# Data lines start

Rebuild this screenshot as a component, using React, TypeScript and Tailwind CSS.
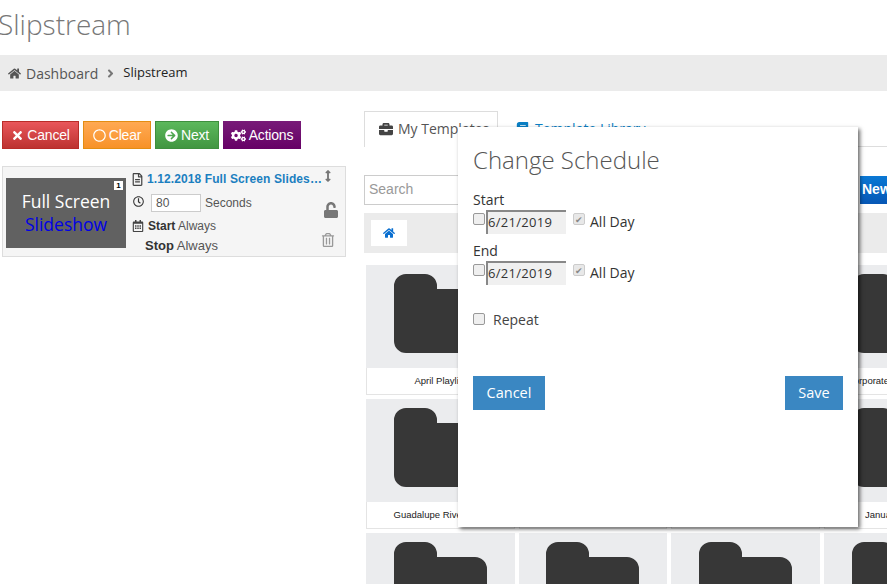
import { FaTimes, FaRegCircle, FaArrowCircleRight, FaCogs, FaRegFileAlt, FaRegClock, FaRegCalendarAlt, FaUnlock, FaRegTrashAlt, FaBriefcase, FaHome, FaAngleRight, FaBook, FaArrowsAltV } from "react-icons/fa";

const sans = "font-['Liberation_Sans',Arial,sans-serif]";
const open = "font-['Open_Sans',sans-serif]";

const folders = [
  ["April Playlist", "", "", "Corporate Presentations"],
  ["Guadalupe River Park", "", "", "January Playlist"],
  ["", "", "", ""],
];

function Folder() {
  return (
    <svg width="93" height="79" viewBox="0 0 93 79" className="block">
      <path
        d="M12 0h19a12 12 0 0 1 12 12v3h38a12 12 0 0 1 12 12v40a12 12 0 0 1-12 12H12A12 12 0 0 1 0 67V12A12 12 0 0 1 12 0z"
        fill="#373737"
      />
    </svg>
  );
}

function ScheduleRow({ label }: { label: string }) {
  return (
    <div className="mb-[5px]">
      <div className="h-[20px] pt-px text-[14px] leading-[20px] text-[#333]">{label}</div>
      <div className="flex h-[26px] items-start pt-px">
        <span className="mt-[3px] h-[12px] w-[12px] rounded-[2px] border border-[#999] bg-[#efefef]" />
        <span className="ml-px flex h-[24px] w-[80px] items-center border-t-2 border-l-2 border-t-[#888] border-l-[#888] bg-[#f0f0f0] text-[13px] tracking-[0.3px] text-[#333]">
          6/21/2019
        </span>
        <span className="mt-[3px] ml-[7px] flex h-[12px] w-[12px] items-center justify-center rounded-[2px] border border-[#ccc] bg-[#e8e8e8] text-[9px] leading-none text-[#888]">
          ✔
        </span>
        <span className="mt-[2px] ml-[5px] text-[14px] leading-[20px] text-[#333]">All Day</span>
      </div>
    </div>
  );
}

export default function App() {
  return (
    <div className={`relative h-[584px] w-[887px] overflow-hidden bg-white ${open}`}>
      <h1 className="ml-[-2px] h-[55px] pt-[5px] text-[28px] leading-[38px] font-light text-[#777]">Slipstream</h1>

      <div className="flex h-[36px] items-center bg-[#ebebeb] pl-[8px] text-[14px] text-[#555]">
        <FaHome className="text-[13px]" />
        <span className="ml-[5px]">Dashboard</span>
        <FaAngleRight className="mx-[6px] text-[13px] text-[#777]" />
        <span className="text-[13px] text-[#222]">Slipstream</span>
      </div>

      <div className="flex">
        <div className="w-[364px] shrink-0 pl-[2px]">
          <div className={`mt-[30px] flex gap-[4px] text-[14px] tracking-[-0.2px] text-white ${sans}`}>
            <button className="flex h-[28px] w-[77px] items-center justify-center gap-[3px] border border-[#b92c28] bg-gradient-to-b from-[#e9565a] to-[#bd3230]">
              <FaTimes className="text-[13px]" /> Cancel
            </button>
            <button className="flex h-[28px] w-[68px] items-center justify-center gap-[3px] border border-[#e38d13] bg-gradient-to-b from-[#ffa952] to-[#f79226]">
              <FaRegCircle className="text-[13px]" /> Clear
            </button>
            <button className="flex h-[28px] w-[64px] items-center justify-center gap-[3px] border border-[#3e8f3e] bg-gradient-to-b from-[#5cb85c] to-[#419641]">
              <FaArrowCircleRight className="text-[13px]" /> Next
            </button>
            <button className="flex h-[28px] w-[78px] items-center justify-center gap-[3px] bg-gradient-to-b from-[#781a78] to-[#660066]">
              <FaCogs className="text-[15px]" /> Actions
            </button>
          </div>

          <div className={`mt-[17px] flex h-[91px] w-[344px] border border-[#ddd] bg-[#f5f5f5] ${sans}`}>
            <div className={`relative mt-[11px] ml-[3px] h-[70px] w-[120px] shrink-0 bg-[#616161] text-center ${open}`}>
              <span className={`absolute top-[3px] right-[3px] h-[9px] w-[9px] bg-white text-[8px] leading-[9px] font-bold text-black ${sans}`}>1</span>
              <div className="pt-[12px] text-[17.5px] leading-[23px] text-white">Full Screen</div>
              <div className="text-[17.5px] leading-[22px] font-medium text-[#0000e6]">Slideshow</div>
            </div>
            <div className="ml-[6px] min-w-0 flex-1 text-[12px] text-[#555]">
              <div className="relative mt-[5px] flex h-[14px] items-center">
                <FaRegFileAlt className="w-[11px] shrink-0 text-[13px] text-[#444]" />
                <span className="ml-[4px] w-[179px] truncate font-bold tracking-[0.1px] text-[#1b7fc0]">
                  1.12.2018 Full Screen Slideshow
                </span>
                <FaArrowsAltV className="absolute top-[-2px] right-[11px] text-[12px] text-[#777]" />
              </div>
              <div className="relative mt-[8px] flex h-[18px] items-center">
                <FaRegClock className="mt-[-3px] ml-px text-[11px] text-[#333]" />
                <span className="ml-[7px] h-[18px] w-[50px] border border-[#ccc] bg-white pl-[4px] text-[12px] leading-[16px]">80</span>
                <span className="ml-[4px]">Seconds</span>
                <FaUnlock className="absolute top-[8px] right-[6px] text-[16px] text-[#777]" />
              </div>
              <div className="relative mt-[4px] flex h-[20px] items-center">
                <FaRegCalendarAlt className="text-[12px] text-[#444]" />
                <span className="ml-[4px]"><b className="text-[#333]">Start</b> Always</span>
                <FaRegTrashAlt className="absolute top-[17px] right-[10px] text-[14px] text-[#999]" />
              </div>
              <div className="ml-[13px] flex h-[19px] items-center text-[13px]">
                <span><b className="text-[#333]">Stop</b> Always</span>
              </div>
            </div>
          </div>
        </div>

        <div className="w-[600px] shrink-0">
          <div className="mt-[20px] flex h-[36px] w-[523px] border-b border-[#ddd] text-[14px]">
            <div className="flex h-[36px] w-[134px] items-center border-x border-t border-[#ddd] bg-white pb-[2px] pl-[14px] text-[#555]">
              <FaBriefcase className="text-[14px] text-[#444]" />
              <span className="ml-[5px]">My Templates</span>
            </div>
            <div className="ml-[18px] flex h-[35px] items-center text-[#0a7fc4]">
              <FaBook className="text-[13px]" />
              <span className="ml-[6px]">Template Library</span>
            </div>
          </div>

          <div className={`mt-[28px] flex h-[30px] w-[523px] items-center justify-between ${sans}`}>
            <div className="flex h-[30px] w-[200px] items-center border border-[#ccc] pb-[2px] pl-[4px] text-[14px] text-[#999]">Search</div>
            <div className="flex h-[28px] w-[27px] items-center overflow-hidden bg-gradient-to-b from-[#0a78d4] to-[#0757b5] pb-[2px] pl-[2px] text-[14px] font-bold text-white">
              New
            </div>
          </div>

          <div className="mt-[8px] flex h-[40px] w-[523px] items-center bg-[#ebebeb] pl-[7px]">
            <div className="flex h-[26px] w-[36px] items-center justify-center bg-white">
              <FaHome className="text-[12px] text-[#0a6fd0]" />
            </div>
          </div>

          <div className="mt-[12px] ml-[2px] grid w-[608px] grid-cols-[repeat(4,148.67px)] gap-[4px]">
            {folders.flat().map((name, i) => (
              <div key={i} className="h-[130px]">
                <div className="flex h-[103px] justify-center bg-[#ebecee] pt-[9px]">
                  <Folder />
                </div>
                <div className={`flex h-[27px] items-center justify-center border-x border-b border-[#e4e4e4] bg-white text-[9.5px] whitespace-nowrap text-[#222] ${sans}`}>
                  {name}
                </div>
              </div>
            ))}
          </div>
        </div>
      </div>

      <div className="absolute top-[127px] left-[458px] flex h-[400px] w-[400px] flex-col bg-white p-[15px] shadow-[2px_2px_4px_rgba(0,0,0,0.6)]">
        <h2 className="mt-[2px] mb-[13px] h-[32px] text-[24px] leading-[32px] font-light text-[#555]">Change Schedule</h2>
        <ScheduleRow label="Start" />
        <ScheduleRow label="End" />
        <div className="mt-[18px] flex h-[20px] items-center text-[14px] text-[#444]">
          <span className="h-[12px] w-[12px] rounded-[2px] border border-[#999] bg-[#efefef]" />
          <span className="ml-[8px]">Repeat</span>
        </div>
        <div className="mt-[47px] flex justify-between text-[14.5px] text-white">
          <button className="h-[34px] w-[72px] bg-[#3a87c2]">Cancel</button>
          <button className="h-[34px] w-[58px] bg-[#3a87c2]">Save</button>
        </div>
      </div>
    </div>
  );
}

# Data lines end

Look at the listing and set down only the lines from its start through the line with "FaAngleRight, FaBook, FaArrowsAltV", word for word and without pictures.

* **Expected output**
Rebuild this screenshot as a component, using React, TypeScript and Tailwind CSS.
import { FaTimes, FaRegCircle, FaArrowCircleRight, FaCogs, FaRegFileAlt, FaRegClock, FaRegCalendarAlt, FaUnlock, FaRegTrashAlt, FaBriefcase, FaHome, FaAngleRight, FaBook, FaArrowsAltV } from "react-icons/fa";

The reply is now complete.